The Google AI Ultra plan, available first in the United States with more regions to follow, offers VIP access to Google's most experimental and powerful AI tools. Subscribers will gain early access to new features and priority use of Google’s top-tier models. “It’s for people that want to be on the absolute cutting edge,” said Josh Woodward, VP of Google Labs & Gemini, at the keynote. The plan includes access to Veo 3, Google’s new video generation model, the enhanced Gemini 2.5 Pro Deep Think mode, and the promising Project Mariner — a prototype AI agent that can perform complex web tasks and learn through demonstration.
Alongside these paid offerings, Google revealed major upgrades to its existing AI models, including Imagen 4 for image generation, Lyria 2 for music, and Gemini 2.5 Flash, a faster, low-cost model tailored for real-time tasks. New capabilities are also coming to Google Search through an expanded AI Mode, where users can ask long-form questions and receive highly contextual answers. AI Overviews, already used by over 1.5 billion people globally, are now further optimised for deeper engagement.
The event also spotlighted Gemini Live, integrating voice, camera, and screen sharing into AI-powered interactions — now rolling out to iOS users as well.
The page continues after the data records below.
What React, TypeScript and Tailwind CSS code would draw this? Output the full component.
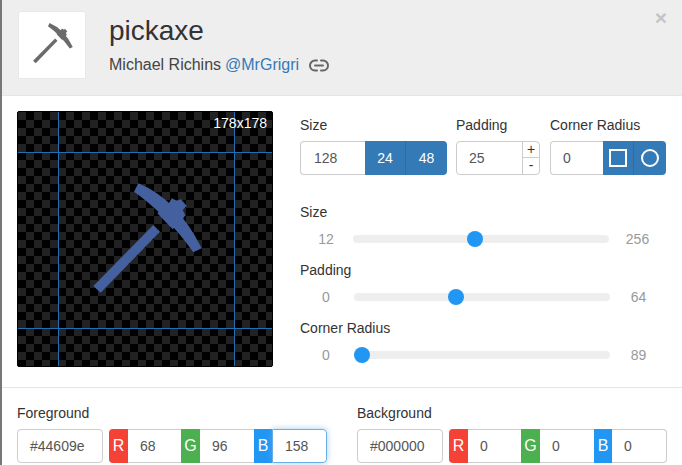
import React from "react";

const labelCls = "text-[14px] leading-[20px] text-[#333]";

function Slider({ label, min, max, left, thumb }: { label: string; min: string; max: string; left: string; thumb: number }) {
  return (
    <div className="h-[58px]">
      <div className={labelCls}>{label}</div>
      <div className="flex items-center h-[20px] mt-[7px]">
        <span className="w-[53px] text-center pr-[1px] text-[14px] text-[#999] leading-[20px]">{min}</span>
        <div className={`relative h-[8px] w-[256px] rounded-full bg-[#eee] ${left}`}>
          <span className="absolute top-[-4px] w-[16px] h-[16px] rounded-full bg-[#2196f3]" style={{ left: thumb }} />
        </div>
        <span className="w-[57px] text-center text-[14px] text-[#999] leading-[20px]">{max}</span>
      </div>
    </div>
  );
}

function ColorGroup({ label, hex, r, g, b, focus, className }: { label: string; hex: string; r: string; g: string; b: string; focus?: boolean; className: string }) {
  const chan = "flex items-center justify-center text-white text-[16px]";
  const field = "flex items-center h-full text-[14px] text-[#555] border-y border-[#ccc]";
  return (
    <div className={className}>
      <div className={labelCls}>{label}</div>
      <div className="flex gap-[6px] mt-[6px] h-[34px]">
        <div className="w-[86px] h-full flex items-center pl-[12px] text-[14px] text-[#555] border border-[#ccc] rounded-[4px]">{hex}</div>
        <div className="flex w-[218px] h-full">
          <div className={`${chan} w-[19px] bg-[#f44336] rounded-l-[4px]`}>R</div>
          <div className={`${field} w-[53px] pl-[12px]`}>{r}</div>
          <div className={`${chan} w-[19px] bg-[#4caf50]`}>G</div>
          <div className={`${field} w-[54px] pl-[12px]`}>{g}</div>
          <div className={`${chan} w-[18px] bg-[#2196f3]`}>B</div>
          <div className={
            focus
              ? "flex items-center h-full flex-1 pl-[12px] text-[14px] text-[#555] border border-[#66afe9] rounded-r-[4px] shadow-[0_0_6px_rgba(102,175,233,0.6)]"
              : "flex items-center h-full flex-1 pl-[12px] text-[14px] text-[#555] border border-l-0 border-[#ccc] rounded-r-[4px]"
          }>{b}</div>
        </div>
      </div>
    </div>
  );
}

function Pickaxe({ fill }: { fill: string }) {
  return (
    <>
      <polygon points="76.3,175 83.7,181.7 143,120.7 136.3,114" fill={fill} />
      <path d="M121.3,72.3 Q160,88 184.7,137.3 L176.3,141.3 Q150,104 117,80.7 Z" fill={fill} />
      <polygon points="140.3,102.3 153,90.7 154.7,87.3 159.7,89.7 164,88.3 169.7,95 165.7,99 168.3,104 165.7,108.3 155.7,118.3" fill={fill} />
    </>
  );
}

export default function App() {
  return (
    <div className="w-[682px] h-[465px] overflow-hidden bg-white flex font-['Liberation_Sans',Arial,sans-serif]">
      <div className="w-[2px] h-full bg-[#777] shrink-0" />
      <div className="flex-1 min-w-0">
        <header className="relative h-[96px] bg-[#eeeeee] border-b border-[#e5e5e5] flex pl-[16px] pt-[11px]">
          <div className="w-[68px] h-[68px] bg-white rounded-[2px] border border-[#e8e8e8] shrink-0">
            <svg width="66" height="66" viewBox="38 42 180 180">
              <Pickaxe fill="#6b6b6b" />
            </svg>
          </div>
          <div className="ml-[23px] mt-[2px]">
            <div className="text-[28px] leading-[36px] text-[#333]">pickaxe</div>
            <div className="flex items-center mt-[6px] h-[20px] text-[16px] text-[#444]">
              <span>Michael Richins</span>
              <span className="ml-[4px] text-[#337ab7]">@MrGrigri</span>
              <svg className="ml-[10px]" width="20" height="13" viewBox="0 0 20 13" fill="none" stroke="#666" strokeWidth="2" strokeLinecap="round">
                <path d="M8 1.5H6a5 5 0 0 0 0 10H8" />
                <path d="M12 1.5h2a5 5 0 0 1 0 10H12" />
                <path d="M6 6.5h8" />
              </svg>
            </div>
          </div>
          <span className="absolute right-[15px] top-[6px] text-[21px] leading-[24px] font-bold text-[#c4c4c4]">×</span>
        </header>

        <main className="flex h-[292px] border-b border-[#e5e5e5] pl-[15px] pt-[15px]">
          <div className="relative w-[256px] h-[256px] rounded-[2px] border border-black overflow-hidden shrink-0 bg-[#000] bg-[conic-gradient(#000_25%,#222_0_50%,#000_0_75%,#222_0)] bg-[length:16px_16px]">
            <svg className="absolute left-[-1px] top-[-1px]" width="256" height="256" viewBox="0 0 256 256">
              <Pickaxe fill="#44609e" />
              <path d="M0 41.5H256M0 217.5H256M41.5 0V256M217.5 0V256" stroke="#1f6fb2" strokeWidth="1" fill="none" />
            </svg>
            <span className="absolute right-[5px] top-[3px] text-[14px] leading-[16px] text-white">178x178</span>
          </div>

          <div className="ml-[27px] flex-1 min-w-0 pt-[4px]">
            <div className="flex">
              <div className="w-[156px]">
                <div className={labelCls}>Size</div>
                <div className="flex h-[34px] mt-[6px] w-[147px] text-[14px]">
                  <div className="w-[65px] flex items-center pl-[13px] text-[#555] border border-r-0 border-[#ccc] rounded-l-[4px]">128</div>
                  <div className="w-[41px] flex items-center justify-center bg-[#337ab7] text-white border-r border-[#2e6da4]">24</div>
                  <div className="w-[41px] flex items-center justify-center bg-[#337ab7] text-white rounded-r-[4px]">48</div>
                </div>
              </div>
              <div className="w-[94px]">
                <div className={labelCls}>Padding</div>
                <div className="flex h-[34px] mt-[6px] w-[84px] border border-[#ccc] rounded-[4px] text-[14px] text-[#555]">
                  <div className="w-[66px] flex items-center pl-[12px] border-r border-[#ccc]">25</div>
                  <div className="flex-1 flex flex-col text-[#333] text-[14px] leading-[15px] text-center">
                    <span className="h-[16px] border-b border-[#ccc]">+</span>
                    <span className="h-[16px]">-</span>
                  </div>
                </div>
              </div>
              <div>
                <div className={labelCls}>Corner Radius</div>
                <div className="flex h-[34px] mt-[6px] w-[116px]">
                  <div className="w-[53px] flex items-center pl-[12px] text-[14px] text-[#555] border border-r-0 border-[#ccc] rounded-l-[4px]">0</div>
                  <div className="w-[31px] flex items-center justify-center bg-[#337ab7] border-r border-[#2e6da4]">
                    <span className="block w-[18px] h-[18px] border-2 border-white" />
                  </div>
                  <div className="w-[32px] flex items-center justify-center bg-[#337ab7] rounded-r-[4px]">
                    <span className="block w-[18px] h-[18px] border-2 border-white rounded-full" />
                  </div>
                </div>
              </div>
            </div>
            <div className="mt-[27px]">
              <Slider label="Size" min="12" max="256" left="" thumb={114} />
              <Slider label="Padding" min="0" max="64" left="ml-[1px]" thumb={94} />
              <Slider label="Corner Radius" min="0" max="89" left="ml-[1px]" thumb={0} />
            </div>
          </div>
        </main>

        <section className="flex pl-[15px] pt-[15px]">
          <ColorGroup className="w-[340px]" label="Foreground" hex="#44609e" r="68" g="96" b="158" focus />
          <ColorGroup className="w-[310px]" label="Background" hex="#000000" r="0" g="0" b="0" />
        </section>
      </div>
    </div>
  );
}
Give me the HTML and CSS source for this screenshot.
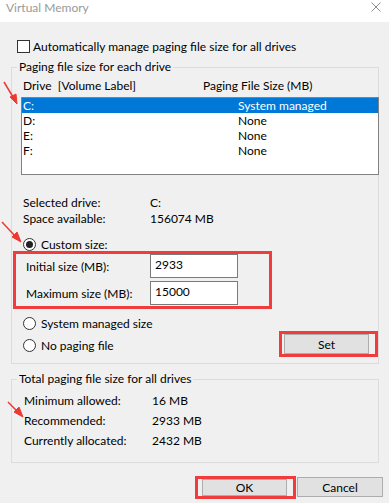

Canvas, a creative workspace within the Gemini app, is also gaining tools for building infographics, quizzes, and podcasts with a single prompt.
Although AI dominated the agenda, Google did tease its next steps in AR with Android XR, previewing use cases such as hands-free messaging, navigation, and visual search via smart glasses — an area likely to evolve further in the coming year.
As Google doubles down on premium AI access, the question for Indian users isn’t just about when AI Ultra will arrive — it’s whether this pay-to-access frontier will redefine how we interact with intelligence itself.